Copy out every line that contains the word "index".

▸ **SUPPLIED INFORMATION**
▽

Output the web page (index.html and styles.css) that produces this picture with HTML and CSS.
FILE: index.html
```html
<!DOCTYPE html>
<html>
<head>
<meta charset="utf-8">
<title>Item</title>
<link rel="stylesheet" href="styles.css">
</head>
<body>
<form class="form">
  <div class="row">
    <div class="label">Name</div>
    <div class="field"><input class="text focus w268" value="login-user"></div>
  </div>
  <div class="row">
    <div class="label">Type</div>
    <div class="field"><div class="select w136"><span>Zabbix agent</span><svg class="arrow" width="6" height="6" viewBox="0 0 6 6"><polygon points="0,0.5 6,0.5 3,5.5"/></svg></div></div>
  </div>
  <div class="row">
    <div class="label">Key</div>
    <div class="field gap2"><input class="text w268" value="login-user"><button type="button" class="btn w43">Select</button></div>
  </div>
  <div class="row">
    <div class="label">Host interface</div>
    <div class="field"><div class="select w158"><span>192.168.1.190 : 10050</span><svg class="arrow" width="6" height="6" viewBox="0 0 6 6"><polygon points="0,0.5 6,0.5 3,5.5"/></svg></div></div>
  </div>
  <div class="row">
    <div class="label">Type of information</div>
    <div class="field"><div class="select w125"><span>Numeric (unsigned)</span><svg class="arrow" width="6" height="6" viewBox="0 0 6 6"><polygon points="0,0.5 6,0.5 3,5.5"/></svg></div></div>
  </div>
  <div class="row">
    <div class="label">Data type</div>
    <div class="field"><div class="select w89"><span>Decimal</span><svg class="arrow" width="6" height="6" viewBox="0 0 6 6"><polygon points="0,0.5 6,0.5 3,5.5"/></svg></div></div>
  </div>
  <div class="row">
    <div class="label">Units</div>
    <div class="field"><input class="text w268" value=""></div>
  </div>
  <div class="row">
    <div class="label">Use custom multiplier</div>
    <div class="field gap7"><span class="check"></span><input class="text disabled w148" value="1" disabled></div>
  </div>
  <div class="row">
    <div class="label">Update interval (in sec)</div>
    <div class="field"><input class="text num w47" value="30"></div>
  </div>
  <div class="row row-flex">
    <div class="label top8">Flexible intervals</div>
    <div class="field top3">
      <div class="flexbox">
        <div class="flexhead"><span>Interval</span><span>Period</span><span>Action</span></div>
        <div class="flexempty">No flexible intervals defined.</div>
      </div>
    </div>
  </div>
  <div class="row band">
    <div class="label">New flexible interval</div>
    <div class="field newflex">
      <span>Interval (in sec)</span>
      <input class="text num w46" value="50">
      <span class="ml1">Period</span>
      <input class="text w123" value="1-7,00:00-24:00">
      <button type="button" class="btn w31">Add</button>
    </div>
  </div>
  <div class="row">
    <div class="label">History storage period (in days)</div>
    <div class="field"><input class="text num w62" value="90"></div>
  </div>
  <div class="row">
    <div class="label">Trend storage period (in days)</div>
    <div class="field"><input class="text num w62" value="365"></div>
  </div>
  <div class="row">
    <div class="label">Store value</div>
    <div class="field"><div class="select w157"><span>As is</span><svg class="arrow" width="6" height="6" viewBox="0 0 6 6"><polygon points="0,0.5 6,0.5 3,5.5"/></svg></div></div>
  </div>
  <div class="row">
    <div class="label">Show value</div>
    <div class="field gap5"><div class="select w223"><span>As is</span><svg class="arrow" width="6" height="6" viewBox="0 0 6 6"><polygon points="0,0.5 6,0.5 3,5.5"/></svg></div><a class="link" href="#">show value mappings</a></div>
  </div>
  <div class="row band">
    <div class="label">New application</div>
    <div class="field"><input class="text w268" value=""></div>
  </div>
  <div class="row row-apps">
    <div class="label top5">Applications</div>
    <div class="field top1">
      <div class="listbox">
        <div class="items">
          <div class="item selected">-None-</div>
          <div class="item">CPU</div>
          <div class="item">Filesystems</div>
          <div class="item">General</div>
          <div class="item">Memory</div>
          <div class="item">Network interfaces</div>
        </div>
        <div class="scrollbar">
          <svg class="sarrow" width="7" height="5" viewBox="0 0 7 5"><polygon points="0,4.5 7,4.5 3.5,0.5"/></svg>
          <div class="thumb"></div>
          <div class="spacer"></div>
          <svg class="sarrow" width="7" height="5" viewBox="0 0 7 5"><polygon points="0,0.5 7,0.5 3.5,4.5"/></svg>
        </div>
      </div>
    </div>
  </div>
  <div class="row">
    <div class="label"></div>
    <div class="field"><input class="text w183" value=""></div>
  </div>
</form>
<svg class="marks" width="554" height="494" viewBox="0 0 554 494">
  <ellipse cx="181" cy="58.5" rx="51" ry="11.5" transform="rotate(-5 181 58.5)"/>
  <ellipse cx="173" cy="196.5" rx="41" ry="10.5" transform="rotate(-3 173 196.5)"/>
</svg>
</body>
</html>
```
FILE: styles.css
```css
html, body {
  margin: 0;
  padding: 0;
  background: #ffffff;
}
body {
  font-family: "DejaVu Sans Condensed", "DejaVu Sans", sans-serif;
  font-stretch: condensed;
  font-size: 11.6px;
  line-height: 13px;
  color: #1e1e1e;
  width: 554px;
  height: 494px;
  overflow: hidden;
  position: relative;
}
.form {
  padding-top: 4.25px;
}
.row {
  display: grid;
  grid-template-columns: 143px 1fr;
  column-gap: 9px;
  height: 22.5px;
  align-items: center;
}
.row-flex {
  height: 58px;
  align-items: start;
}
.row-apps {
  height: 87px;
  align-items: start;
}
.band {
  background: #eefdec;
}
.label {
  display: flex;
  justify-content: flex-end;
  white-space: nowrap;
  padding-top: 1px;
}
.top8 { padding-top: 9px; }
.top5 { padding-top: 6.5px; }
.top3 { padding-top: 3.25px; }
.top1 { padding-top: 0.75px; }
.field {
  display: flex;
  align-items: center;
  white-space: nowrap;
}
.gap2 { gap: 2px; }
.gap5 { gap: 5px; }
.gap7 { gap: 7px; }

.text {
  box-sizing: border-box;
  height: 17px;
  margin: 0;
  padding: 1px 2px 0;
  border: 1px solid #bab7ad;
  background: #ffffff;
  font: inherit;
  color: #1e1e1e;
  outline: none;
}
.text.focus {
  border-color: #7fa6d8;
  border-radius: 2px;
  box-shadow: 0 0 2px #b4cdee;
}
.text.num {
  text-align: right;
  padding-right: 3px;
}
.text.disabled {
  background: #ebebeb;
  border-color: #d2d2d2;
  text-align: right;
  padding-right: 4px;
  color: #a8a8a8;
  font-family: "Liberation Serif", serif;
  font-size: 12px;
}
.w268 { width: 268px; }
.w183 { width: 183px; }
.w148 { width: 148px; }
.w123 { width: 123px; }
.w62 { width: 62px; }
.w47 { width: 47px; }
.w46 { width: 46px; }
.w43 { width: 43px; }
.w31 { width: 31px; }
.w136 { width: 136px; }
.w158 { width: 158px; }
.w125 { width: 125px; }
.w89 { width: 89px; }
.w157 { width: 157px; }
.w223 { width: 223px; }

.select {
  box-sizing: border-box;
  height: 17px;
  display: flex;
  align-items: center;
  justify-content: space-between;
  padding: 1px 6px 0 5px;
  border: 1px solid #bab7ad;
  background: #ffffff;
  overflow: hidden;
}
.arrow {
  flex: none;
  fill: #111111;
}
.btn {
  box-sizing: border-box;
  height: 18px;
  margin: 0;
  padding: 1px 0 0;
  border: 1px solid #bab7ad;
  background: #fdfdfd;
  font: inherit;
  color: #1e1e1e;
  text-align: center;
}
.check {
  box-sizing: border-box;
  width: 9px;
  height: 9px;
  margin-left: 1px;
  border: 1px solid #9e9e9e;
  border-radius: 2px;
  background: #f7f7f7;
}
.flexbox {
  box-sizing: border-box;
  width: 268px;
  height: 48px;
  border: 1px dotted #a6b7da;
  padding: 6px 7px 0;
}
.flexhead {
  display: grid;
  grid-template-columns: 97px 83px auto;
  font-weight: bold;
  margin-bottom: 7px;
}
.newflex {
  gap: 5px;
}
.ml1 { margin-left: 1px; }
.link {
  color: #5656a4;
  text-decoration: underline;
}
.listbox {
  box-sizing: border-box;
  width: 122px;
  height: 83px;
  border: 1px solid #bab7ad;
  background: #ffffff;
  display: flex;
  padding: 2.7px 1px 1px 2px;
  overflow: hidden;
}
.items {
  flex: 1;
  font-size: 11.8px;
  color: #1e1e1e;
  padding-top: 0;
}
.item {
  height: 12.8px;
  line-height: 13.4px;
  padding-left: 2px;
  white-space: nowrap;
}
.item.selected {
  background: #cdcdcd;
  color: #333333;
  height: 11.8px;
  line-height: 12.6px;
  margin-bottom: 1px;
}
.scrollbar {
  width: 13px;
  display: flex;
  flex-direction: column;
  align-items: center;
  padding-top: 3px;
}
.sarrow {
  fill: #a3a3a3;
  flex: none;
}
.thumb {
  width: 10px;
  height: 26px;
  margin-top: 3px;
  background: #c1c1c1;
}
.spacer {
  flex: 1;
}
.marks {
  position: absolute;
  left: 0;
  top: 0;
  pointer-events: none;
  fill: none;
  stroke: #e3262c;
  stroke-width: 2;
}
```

△

▸ **ANSWER TO THIS PROBLEM**
Output the web page (index.html and styles.css) that produces this picture with HTML and CSS.
FILE: index.html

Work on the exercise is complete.